Scan the listing below. Report each line that includes "with".

Dataset excerpt:

-- -- --

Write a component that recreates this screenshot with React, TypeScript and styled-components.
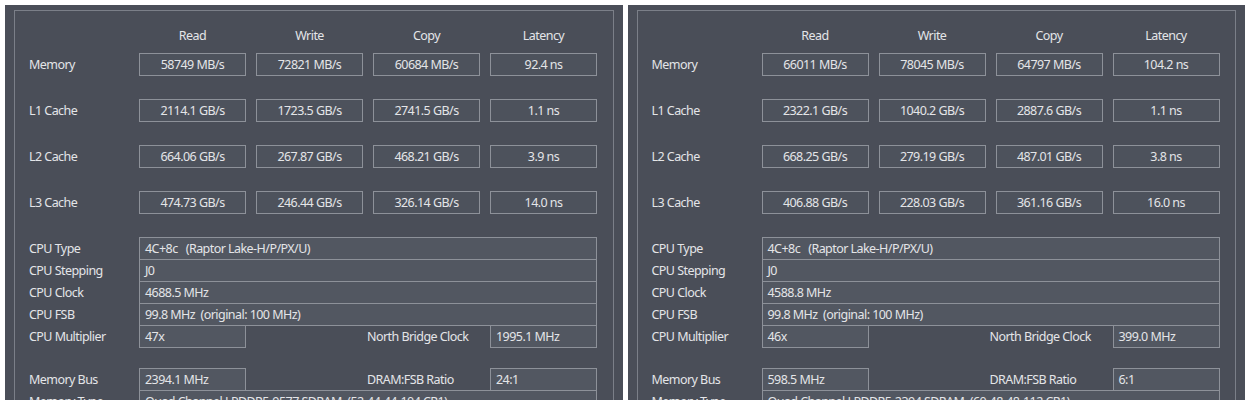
import React from "react";
import styled, { createGlobalStyle } from "styled-components";

const Global = createGlobalStyle`
  html, body { margin: 0; padding: 0; background: #ffffff; }
  body {
    font-family: "Noto Sans", "Open Sans", "DejaVu Sans", sans-serif;
    font-size: 12.5px;
    letter-spacing: -0.55px;
    overflow: hidden;
  }
`;

const Page = styled.div`
  display: flex;
  gap: 5px;
  padding: 5px 5px 0 5px;
  height: 395px;
  overflow: hidden;
`;

const Panel = styled.div`
  flex: 1;
  background: #4a4e58;
  padding: 5px 9px 0 9px;
  display: flex;
  flex-direction: column;
`;

const Frame = styled.div`
  flex: 1;
  border: 1px solid #7b7f88;
  border-bottom: none;
  padding: 17px 0 0 14px;
  color: #e4e5e8;
`;

const BenchGrid = styled.div`
  display: grid;
  grid-template-columns: 100px repeat(4, 107px);
  column-gap: 10px;
  row-gap: 23px;
  align-items: center;
`;

const HeadRow = styled.div`
  display: contents;
`;

const ColHead = styled.div`
  text-align: center;
  height: 16px;
  line-height: 16px;
  margin-bottom: -14px;
`;

const RowLabel = styled.div`
  line-height: 16px;
`;

const BenchBox = styled.div`
  height: 23px;
  box-sizing: border-box;
  border: 1px solid #8d9199;
  background: #4d525c;
  display: flex;
  align-items: center;
  justify-content: center;
  white-space: nowrap;
`;

const InfoSection = styled.div`
  display: flex;
  flex-direction: column;
  margin-top: 23px;
`;

const InfoRow = styled.div<{ $gapTop?: number }>`
  display: flex;
  align-items: center;
  height: 23px;
  margin-top: ${(p) => (p.$gapTop !== undefined ? `${p.$gapTop}px` : "-1px")};
  &:first-child { margin-top: 0; }
`;

const InfoLabel = styled.div`
  width: 110px;
  flex: none;
`;

const ValueBox = styled.div<{ $wide?: boolean }>`
  box-sizing: border-box;
  height: 23px;
  width: ${(p) => (p.$wide ? "458px" : "107px")};
  flex: none;
  border: 1px solid #8d9199;
  background: #525761;
  padding: 0 5px;
  display: flex;
  align-items: center;
  white-space: pre;
  overflow: hidden;
`;

const MidLabel = styled.div`
  width: 244px;
  flex: none;
  box-sizing: border-box;
  padding-left: 121px;
  white-space: nowrap;
`;

type Data = {
  bench: [string, string, string, string, string][];
  type: string;
  stepping: string;
  clock: string;
  fsb: string;
  mult: string;
  nb: string;
  bus: string;
  ratio: string;
  memType: string;
};

const left: Data = {
  bench: [
    ["Memory", "58749 MB/s", "72821 MB/s", "60684 MB/s", "92.4 ns"],
    ["L1 Cache", "2114.1 GB/s", "1723.5 GB/s", "2741.5 GB/s", "1.1 ns"],
    ["L2 Cache", "664.06 GB/s", "267.87 GB/s", "468.21 GB/s", "3.9 ns"],
    ["L3 Cache", "474.73 GB/s", "246.44 GB/s", "326.14 GB/s", "14.0 ns"],
  ],
  type: "4C+8c   (Raptor Lake-H/P/PX/U)",
  stepping: "J0",
  clock: "4688.5 MHz",
  fsb: "99.8 MHz  (original: 100 MHz)",
  mult: "47x",
  nb: "1995.1 MHz",
  bus: "2394.1 MHz",
  ratio: "24:1",
  memType: "Quad Channel LPDDR5-9577 SDRAM  (52-44-44-104 CR1)",
};

const right: Data = {
  bench: [
    ["Memory", "66011 MB/s", "78045 MB/s", "64797 MB/s", "104.2 ns"],
    ["L1 Cache", "2322.1 GB/s", "1040.2 GB/s", "2887.6 GB/s", "1.1 ns"],
    ["L2 Cache", "668.25 GB/s", "279.19 GB/s", "487.01 GB/s", "3.8 ns"],
    ["L3 Cache", "406.88 GB/s", "228.03 GB/s", "361.16 GB/s", "16.0 ns"],
  ],
  type: "4C+8c   (Raptor Lake-H/P/PX/U)",
  stepping: "J0",
  clock: "4588.8 MHz",
  fsb: "99.8 MHz  (original: 100 MHz)",
  mult: "46x",
  nb: "399.0 MHz",
  bus: "598.5 MHz",
  ratio: "6:1",
  memType: "Quad Channel LPDDR5-2394 SDRAM  (60-48-48-112 CR1)",
};

const heads = ["Read", "Write", "Copy", "Latency"];

function BenchPanel({ d }: { d: Data }) {
  return (
    <Panel>
      <Frame>
        <BenchGrid>
          <HeadRow>
            <ColHead />
            {heads.map((h) => (
              <ColHead key={h}>{h}</ColHead>
            ))}
          </HeadRow>
          {d.bench.map((r) => (
            <HeadRow key={r[0]}>
              <RowLabel>{r[0]}</RowLabel>
              {r.slice(1).map((v, i) => (
                <BenchBox key={i}>{v}</BenchBox>
              ))}
            </HeadRow>
          ))}
        </BenchGrid>
        <InfoSection>
          <InfoRow>
            <InfoLabel>CPU Type</InfoLabel>
            <ValueBox $wide>{d.type}</ValueBox>
          </InfoRow>
          <InfoRow>
            <InfoLabel>CPU Stepping</InfoLabel>
            <ValueBox $wide>{d.stepping}</ValueBox>
          </InfoRow>
          <InfoRow>
            <InfoLabel>CPU Clock</InfoLabel>
            <ValueBox $wide>{d.clock}</ValueBox>
          </InfoRow>
          <InfoRow>
            <InfoLabel>CPU FSB</InfoLabel>
            <ValueBox $wide>{d.fsb}</ValueBox>
          </InfoRow>
          <InfoRow>
            <InfoLabel>CPU Multiplier</InfoLabel>
            <ValueBox>{d.mult}</ValueBox>
            <MidLabel>North Bridge Clock</MidLabel>
            <ValueBox>{d.nb}</ValueBox>
          </InfoRow>
          <InfoRow $gapTop={20}>
            <InfoLabel>Memory Bus</InfoLabel>
            <ValueBox>{d.bus}</ValueBox>
            <MidLabel>DRAM:FSB Ratio</MidLabel>
            <ValueBox>{d.ratio}</ValueBox>
          </InfoRow>
          <InfoRow>
            <InfoLabel>Memory Type</InfoLabel>
            <ValueBox $wide>{d.memType}</ValueBox>
          </InfoRow>
        </InfoSection>
      </Frame>
    </Panel>
  );
}

export default function App() {
  return (
    <>
      <Global />
      <Page>
        <BenchPanel d={left} />
        <BenchPanel d={right} />
      </Page>
    </>
  );
}
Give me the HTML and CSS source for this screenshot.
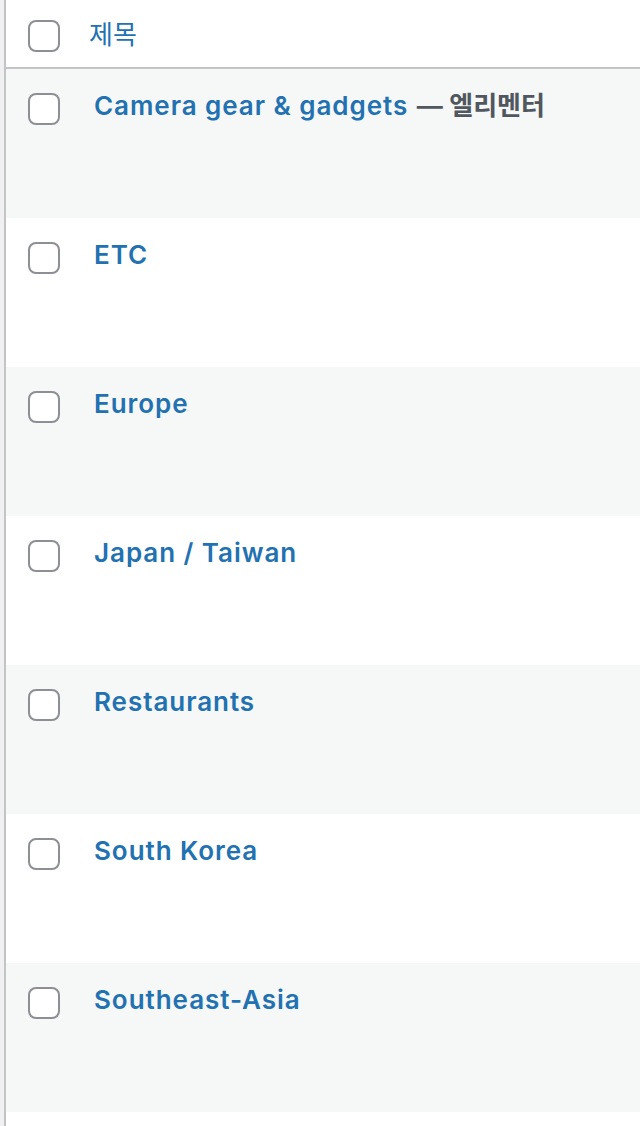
FILE: index.html
```html
<!DOCTYPE html>
<html lang="ko">
<head>
<meta charset="utf-8">
<title>글 목록</title>
<link rel="stylesheet" href="styles.css">
</head>
<body>
<div class="list">
  <div class="head">
    <span class="cb"></span>
    <a class="head-title" href="#">제목</a>
  </div>
  <div class="row alt">
    <span class="cb"></span>
    <div class="title"><a href="#">Camera gear &amp; gadgets</a> <span class="state">— 엘리멘터</span></div>
  </div>
  <div class="row">
    <span class="cb"></span>
    <div class="title"><a href="#">ETC</a></div>
  </div>
  <div class="row alt">
    <span class="cb"></span>
    <div class="title"><a href="#">Europe</a></div>
  </div>
  <div class="row">
    <span class="cb"></span>
    <div class="title"><a href="#">Japan / Taiwan</a></div>
  </div>
  <div class="row alt">
    <span class="cb"></span>
    <div class="title"><a href="#">Restaurants</a></div>
  </div>
  <div class="row">
    <span class="cb"></span>
    <div class="title"><a href="#">South Korea</a></div>
  </div>
  <div class="row alt">
    <span class="cb"></span>
    <div class="title"><a href="#">Southeast-Asia</a></div>
  </div>
  <div class="row"></div>
</div>
</body>
</html>
```
FILE: styles.css
```css
html, body {
  margin: 0;
  padding: 0;
  background: #f0f0f1;
}
body {
  font-family: Inter, "Noto Sans CJK KR", sans-serif;
}
.list {
  box-sizing: border-box;
  height: 1126px;
  overflow: hidden;
  margin-left: 4px;
  border-left: 2px solid #c3c4c7;
  background: #fff;
}
.head {
  display: flex;
  align-items: flex-start;
  height: 47px;
  padding: 20px 0 0 22px;
  border-bottom: 2px solid #c3c4c7;
}
.head-title {
  margin-left: 29px;
  margin-top: -5px;
  font-family: "Noto Sans CJK KR", sans-serif;
  font-size: 26px;
  line-height: 36px;
  color: #2271b1;
  text-decoration: none;
}
.cb {
  flex: none;
  box-sizing: border-box;
  width: 32px;
  height: 32px;
  border: 2px solid #8c8f94;
  border-radius: 8px;
  background: #fff;
}
.row {
  display: flex;
  align-items: flex-start;
  height: 128px;
  padding: 21px 0 0 22px;
  background: #fff;
}
.row.alt {
  background: #f6f7f7;
}
.row .cb {
  margin-top: 3px;
}
.title {
  margin-left: 34px;
  margin-top: -2px;
  font-size: 26px;
  font-weight: 600;
  line-height: 36px;
  white-space: nowrap;
}
.title a {
  color: #2271b1;
  text-decoration: none;
  letter-spacing: 0.95px;
}
.state {
  color: #50575e;
  margin-left: 2px;
}
```
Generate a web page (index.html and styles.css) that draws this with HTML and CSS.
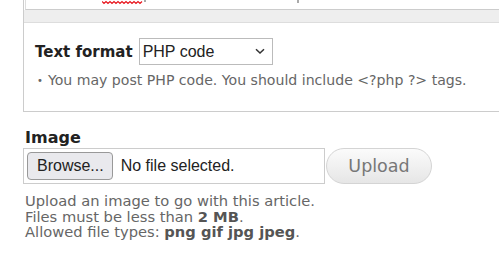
FILE: index.html
```html
<!DOCTYPE html>
<html>
<head>
<meta charset="utf-8">
<link rel="stylesheet" href="styles.css">
</head>
<body>
<div class="page">
  <div class="format-box">
    <div class="textarea-end">
      <svg class="squiggle" width="42" height="5" viewBox="0 0 42 5"><path d="M0 1.5 L2 3.5 L4 1.5 L6 3.5 L8 1.5 L10 3.5 L12 1.5 L14 3.5 L16 1.5 L18 3.5 L20 1.5 L22 3.5 L24 1.5 L26 3.5 L28 1.5 L30 3.5 L32 1.5 L34 3.5 L36 1.5 L38 3.5 L40 1.5" fill="none" stroke="#e8141c" stroke-width="1.2"/></svg>
      <span class="desc-mark one"></span>
      <span class="desc-mark two"></span>
    </div>
    <div class="grippie"></div>
    <div class="filter">
      <div class="format-row">
        <label class="format-label">Text format</label>
        <div class="select">
          <span>PHP code</span>
          <svg width="10" height="7" viewBox="0 0 10 7"><path d="M1 1.2 L5 5 L9 1.2" fill="none" stroke="#333" stroke-width="1.5"/></svg>
        </div>
      </div>
      <ul class="tips"><li>You may post PHP code. You should include &lt;?php ?&gt; tags.</li></ul>
    </div>
  </div>

  <div class="image-field">
    <div class="field-label">Image</div>
    <div class="upload-row">
      <div class="file-input">
        <span class="browse">Browse...</span>
        <span class="nofile">No file selected.</span>
      </div>
      <span class="upload-btn">Upload</span>
    </div>
    <div class="help">
      Upload an image to go with this article.<br>
      Files must be less than <strong>2 MB</strong>.<br>
      Allowed file types: <strong>png gif jpg jpeg</strong>.
    </div>
  </div>
</div>
</body>
</html>
```

FILE: styles.css
```css
html, body {
  margin: 0;
  padding: 0;
  background: #fff;
}
body {
  font-family: "DejaVu Sans", sans-serif;
  color: #333;
  overflow: hidden;
}
.page {
  padding-left: 23px;
}
.format-box {
  border-left: 1px solid #ccc;
  border-bottom: 1px solid #ccc;
  width: 500px;
  height: 112px;
  box-sizing: border-box;
}
.textarea-end {
  position: relative;
  height: 9px;
  border-bottom: 1px solid #ccc;
  margin-left: 1px;
  border-left: 1px solid #ddd;
}
.squiggle {
  position: absolute;
  left: 76px;
  top: 0;
}
.desc-mark {
  position: absolute;
  top: 0;
  width: 2px;
  height: 3px;
  background: #aaa;
}
.desc-mark.one { left: 118px; height: 2px; }
.desc-mark.two { left: 271px; }
.grippie {
  height: 12px;
  background: #eee;
  border-bottom: 1px solid #ddd;
}
.filter {
  padding: 15px 0 0 11px;
}
.format-row {
  display: flex;
  align-items: center;
  gap: 6px;
}
.format-label {
  font-weight: bold;
  font-size: 15px;
  color: #222;
}
.select {
  width: 134px;
  height: 27px;
  box-sizing: border-box;
  border: 1px solid #bbb;
  display: flex;
  align-items: center;
  justify-content: space-between;
  padding: 0 7px 0 3px;
  font-family: "Liberation Sans", Arial, sans-serif;
  font-size: 16px;
  color: #222;
}
.tips {
  list-style: none;
  margin: 7px 0 0 0;
  padding: 0 0 0 2px;
  font-size: 14.1px;
  color: #666;
}
.tips li::before {
  content: "\2022";
  font-size: 10px;
  margin-right: 5px;
  vertical-align: 1px;
}
.image-field {
  padding-top: 17px;
}
.field-label {
  font-weight: bold;
  font-size: 16px;
  color: #222;
  padding-left: 2px;
  line-height: 18px;
}
.upload-row {
  display: flex;
  align-items: center;
  margin-top: 1px;
}
.file-input {
  width: 302px;
  height: 36px;
  box-sizing: border-box;
  border: 1px solid #ccc;
  display: flex;
  align-items: center;
  padding-left: 3px;
  gap: 8px;
  font-family: "Liberation Sans", Arial, sans-serif;
  font-size: 16px;
  color: #222;
}
.browse {
  height: 28px;
  box-sizing: border-box;
  border: 1px solid #999;
  border-radius: 4px;
  background: #e9e9ed;
  display: flex;
  align-items: center;
  padding: 0 8px 0 9px;
}
.upload-btn {
  margin-left: 1px;
  width: 106px;
  height: 36px;
  box-sizing: border-box;
  border: 1px solid #d4d4d4;
  border-radius: 18px;
  background: linear-gradient(#fbfbfb, #e6e6e6);
  display: flex;
  align-items: center;
  justify-content: center;
  font-size: 17.5px;
  color: #777;
}
.help {
  margin-top: 9px;
  padding-left: 2px;
  font-size: 14.7px;
  line-height: 15.5px;
  color: #666;
}
.help strong {
  color: #555;
}
```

-- -- --

Task solution>
Write a component that recreates this screenshot with React, TypeScript and styled-components.
Generate a web page (index.html and styles.css) that draws this with HTML and CSS.
      Upload an image to go with this article.<br>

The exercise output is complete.